I started mowing when I was 11, and unsupervised at that, just like all the other kids in the neighborhood. Of course, this was back when teachers would spank misbehaving students in the front of the class, and you didn't get the police knocking on your door giving you a ticket for catching your kid riding his bicycle without a helmet.
I feel bad for the youth of today, they don't have a choice but to turn into chumps.
I think it would help everyone if you would tell how large the root was. If this is Cypress knee or a Silver Maple surface root would be quite different than a piece of roof the size of a pencil from planting a flower bed.
You can always take the unit to Sears to see what they say. Driving a car into a telephone pole is not a warranty item.
Give son credit for being creatively incompetent. Mine did that when I made them cut the grass. Also Sears stuff may do the function it is designed for but products are generally bottom line. Frank
"Frank" wrote Give son credit for being creatively incompetent. Mine did that when I made them cut the grass. Also Sears stuff may do the function it is designed for but products are generally bottom line. Frank
Frank has a point here. Maybe he figures if he does it wrong often enough, you'll stop making him do it. My husband tries that now and then.... but I'm finally on to him.
Now, now. For some people and some lawns, they make a lot of sense. Pre-1960s, 40 or 50 foot wide, 100 foot deep urban lots with lots of plantings barely have any actual lawn, anyway. If lawn is flat, and less than 1/4 acre, the care and feeding of a gas mower may be overkill. On my semi-rural lumpy hilly 2/3 acre, where buying a tractor is tempting but not justified, an electric would die in a month. But if you only have a little square out front, a stripe down each side of house, and most of backyard is taken up with alley driveway and seperate garage, it'd probably work fine.
Now, now.
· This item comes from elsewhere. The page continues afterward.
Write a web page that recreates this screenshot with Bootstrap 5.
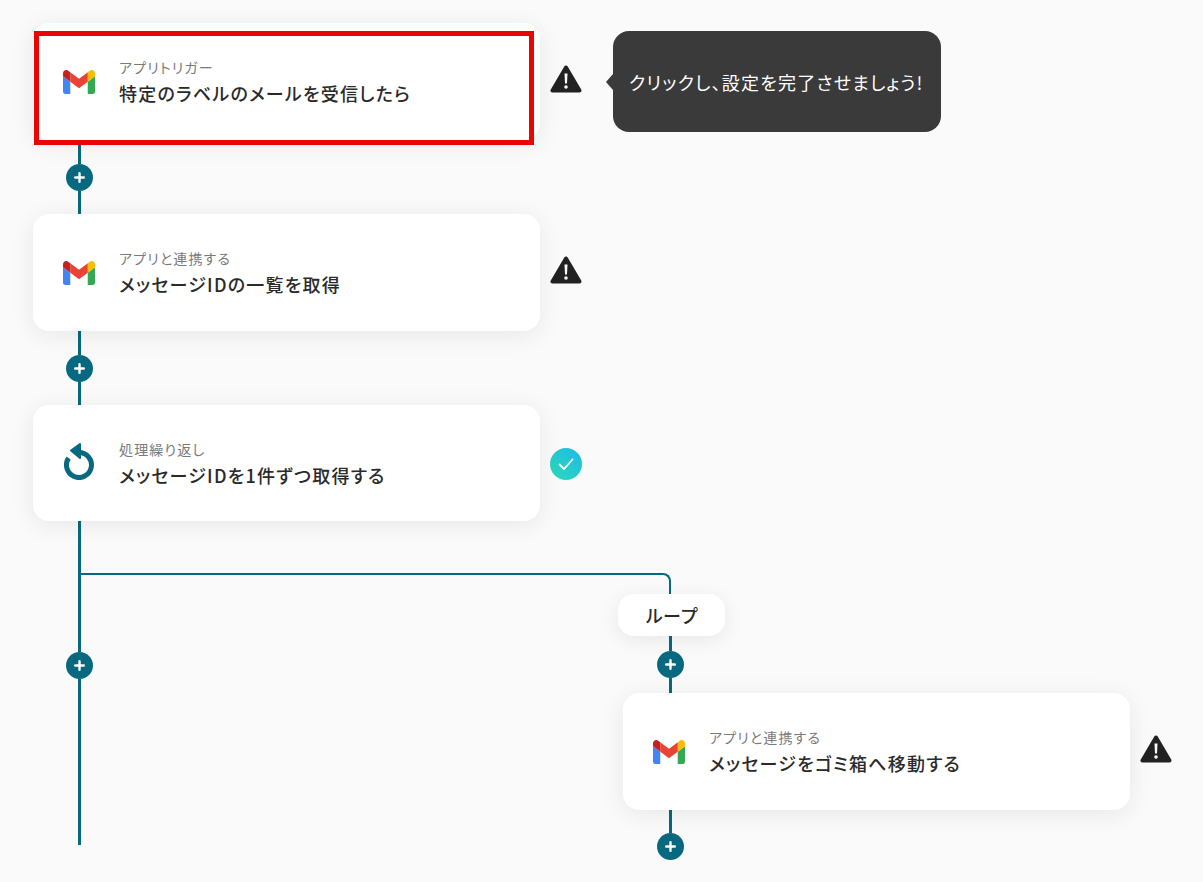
<!doctype html>
<html lang="ja">
<head>
<meta charset="utf-8">
<title>フロー</title>
<link href="https://cdn.jsdelivr.net/npm/bootstrap@5.3.0/dist/css/bootstrap.min.css" rel="stylesheet">
<style>
body{background:#fafafa;font-family:"Noto Sans CJK JP","Noto Sans",sans-serif;color:#2a2a2a;height:882px;overflow:hidden}
.flow-canvas{padding:23px 0 0 33px}
.step-card{width:507px;height:117px;border:0;border-radius:16px;background:#fff;box-shadow:0 4px 24px rgba(0,0,0,.08);padding-left:30px;gap:24px;position:relative}
.step-card.short{height:116px;padding-top:2px}
.step-label{font-size:14px;line-height:18px;color:#7a7a7a;font-feature-settings:"palt";letter-spacing:1.15px}
.step-title{font-size:18px;line-height:26px;font-weight:500;color:#2a2a2a;margin-top:4px;font-feature-settings:"palt";letter-spacing:1.22px}
.red-frame{position:absolute;left:1px;top:8px;width:500px;height:114px;border:5px solid #e80505;pointer-events:none}
.gm{width:32px;height:24px;flex:none;display:block;margin-top:1px}
.loop-ic{width:30px;height:38px;flex:none;display:block;margin:-6px 1px 0 1px}
.side-warn{width:32px;height:28px;margin-left:10px;margin-bottom:5px;flex:none}
.side-ok{width:32px;height:32px;margin:2px 0 0 10px;flex:none;background:linear-gradient(45deg,#2bdcb5,#1fb8ea)}
.side-ok svg{width:18px;height:18px}
.tip{position:relative;width:328px;height:101px;margin-left:31px;background:#3a3a3a;color:#fff;border-radius:16px;font-size:18px;font-feature-settings:"palt";padding:2px 0 0 16px;letter-spacing:1.22px}
.tip::before{content:"";position:absolute;left:-7px;top:43px;border:8px solid transparent;border-left:0;border-right:7px solid #3a3a3a}
.conn{width:27px;margin-left:33px}
.conn.gap74{height:74px}
.conn.trunk{height:324px}
.conn.loop-top{height:57px;margin-left:33.5px}
.conn.loop-end{height:50px;margin-left:33.5px}
.wire{width:3px;background:#07697f;flex:1 1 0}
.wire.fixed131{flex:0 0 131px}
.plus{width:27px;height:27px;background:#07697f;flex:none}
.plus svg{width:11px;height:11px}
.branch-col{padding-left:530px}
.elbow{width:590px;height:21px;margin:52px 0 0 -542px;border-top:2px solid #07697f;border-right:2px solid #07697f;border-top-right-radius:8px}
.pill-tag{width:107px;height:42px;margin-left:-5px;background:#fff;border-radius:16px;box-shadow:0 4px 20px rgba(0,0,0,.08);font-size:18px;font-weight:500;position:relative}
</style>
</head>
<body>
<svg width="0" height="0" class="d-block">
  <symbol id="gmail" viewBox="52 42 88 66">
    <path fill="#4285f4" d="M58 108h14V74L52 59v43c0 3.32 2.69 6 6 6"/>
    <path fill="#34a853" d="M120 108h14c3.32 0 6-2.69 6-6V59l-20 15"/>
    <path fill="#fbbc04" d="M120 48v26l20-15v-8c0-7.42-8.47-11.65-14.4-7.2"/>
    <path fill="#ea4335" d="M72 74V48l24 18 24-18v26L96 92"/>
    <path fill="#c5221f" d="M52 51v8l20 15V48l-5.6-4.2c-5.94-4.45-14.4-.22-14.4 7.2"/>
  </symbol>
  <symbol id="warn" viewBox="0 0 32 28">
    <path fill="#222" stroke="#222" stroke-width="4" stroke-linejoin="round" d="M16 2.5 2.5 25.5h27z"/>
    <path fill="#fafafa" d="M14.5 8.5h3l-.5 10h-2z"/>
    <circle fill="#fafafa" cx="16" cy="22" r="1.8"/>
  </symbol>
  <symbol id="plus-s" viewBox="0 0 11 11">
    <path stroke="#fff" stroke-width="2.4" stroke-linecap="round" d="M5.5 1.2v8.6M1.2 5.5h8.6"/>
  </symbol>
</svg>

<div class="flow-canvas">
  <div class="d-flex align-items-center">
    <div class="card step-card flex-row align-items-center">
      <svg class="gm"><use href="#gmail"/></svg>
      <div><div class="step-label">アプリトリガー</div><div class="step-title">特定のラベルのメールを受信したら</div></div>
      <div class="red-frame"></div>
    </div>
    <svg class="side-warn"><use href="#warn"/></svg>
    <div class="tip d-flex align-items-center">クリックし、設定を完了させましょう!</div>
  </div>
  <div class="conn gap74 d-flex flex-column align-items-center"><div class="wire"></div><div class="plus rounded-circle d-flex align-items-center justify-content-center"><svg><use href="#plus-s"/></svg></div><div class="wire"></div></div>

  <div class="d-flex align-items-center">
    <div class="card step-card flex-row align-items-center">
      <svg class="gm"><use href="#gmail"/></svg>
      <div><div class="step-label">アプリと連携する</div><div class="step-title">メッセージIDの一覧を取得</div></div>
    </div>
    <svg class="side-warn"><use href="#warn"/></svg>
  </div>
  <div class="conn gap74 d-flex flex-column align-items-center"><div class="wire"></div><div class="plus rounded-circle d-flex align-items-center justify-content-center"><svg><use href="#plus-s"/></svg></div><div class="wire"></div></div>

  <div class="d-flex align-items-center">
    <div class="card step-card short flex-row align-items-center">
      <svg class="loop-ic" viewBox="0 0 30 38">
        <path fill="none" stroke="#07697f" stroke-width="5" d="M15 10.5A12.5 12.5 0 1 1 4.6 16"/>
        <path fill="#07697f" stroke="#07697f" stroke-width="2" stroke-linejoin="round" d="M7 8.5 16 2v14z"/>
      </svg>
      <div><div class="step-label">処理繰り返し</div><div class="step-title">メッセージIDを1件ずつ取得する</div></div>
    </div>
    <div class="side-ok rounded-circle d-flex align-items-center justify-content-center">
      <svg viewBox="0 0 18 18"><path fill="none" stroke="#fff" stroke-width="1.8" stroke-linecap="round" stroke-linejoin="round" d="M2.5 9.5 7 14l8.5-9.5"/></svg>
    </div>
  </div>

  <div class="d-flex">
    <div class="conn trunk d-flex flex-column align-items-center"><div class="wire fixed131"></div><div class="plus rounded-circle d-flex align-items-center justify-content-center"><svg><use href="#plus-s"/></svg></div><div class="wire"></div></div>
    <div class="branch-col">
      <div class="elbow"></div>
      <div class="pill-tag d-flex align-items-center justify-content-center">ループ</div>
      <div class="conn loop-top d-flex flex-column align-items-center"><div class="wire"></div><div class="plus rounded-circle d-flex align-items-center justify-content-center"><svg><use href="#plus-s"/></svg></div><div class="wire"></div></div>
      <div class="d-flex align-items-center">
        <div class="card step-card flex-row align-items-center">
          <svg class="gm"><use href="#gmail"/></svg>
          <div><div class="step-label">アプリと連携する</div><div class="step-title">メッセージをゴミ箱へ移動する</div></div>
        </div>
        <svg class="side-warn"><use href="#warn"/></svg>
      </div>
      <div class="conn loop-end d-flex flex-column align-items-center"><div class="wire"></div><div class="plus rounded-circle d-flex align-items-center justify-content-center"><svg><use href="#plus-s"/></svg></div></div>
    </div>
  </div>
</div>
<script src="https://cdn.jsdelivr.net/npm/bootstrap@5.3.0/dist/js/bootstrap.bundle.min.js"></script>
</body>
</html>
For some people and some lawns, they make a lot of sense. Pre-1960s, 40 or 50 foot wide, 100 foot deep urban lots with lots of plantings barely have any actual lawn, anyway. If lawn is flat, and less than 1/4 acre, the care and feeding of a gas mower may be overkill. On my semi-rural lumpy hilly 2/3 acre, where buying a tractor is tempting but not justified, an electric would die in a month. But if you only have a little square out front, a stripe down each side of house, and most of backyard is taken up with alley driveway and seperate garage, it'd probably work fine.
aem sends.....
Out here we're mowing 6-7 acres of just grass, not to mention all of the bush-hogging we have to do. We use a 48" Huski rider - wish it was a Zero turn! and a Kubota tractor... When we had postage stamp lawns, and I DO mean postage stamp.. we still had a small gas mower.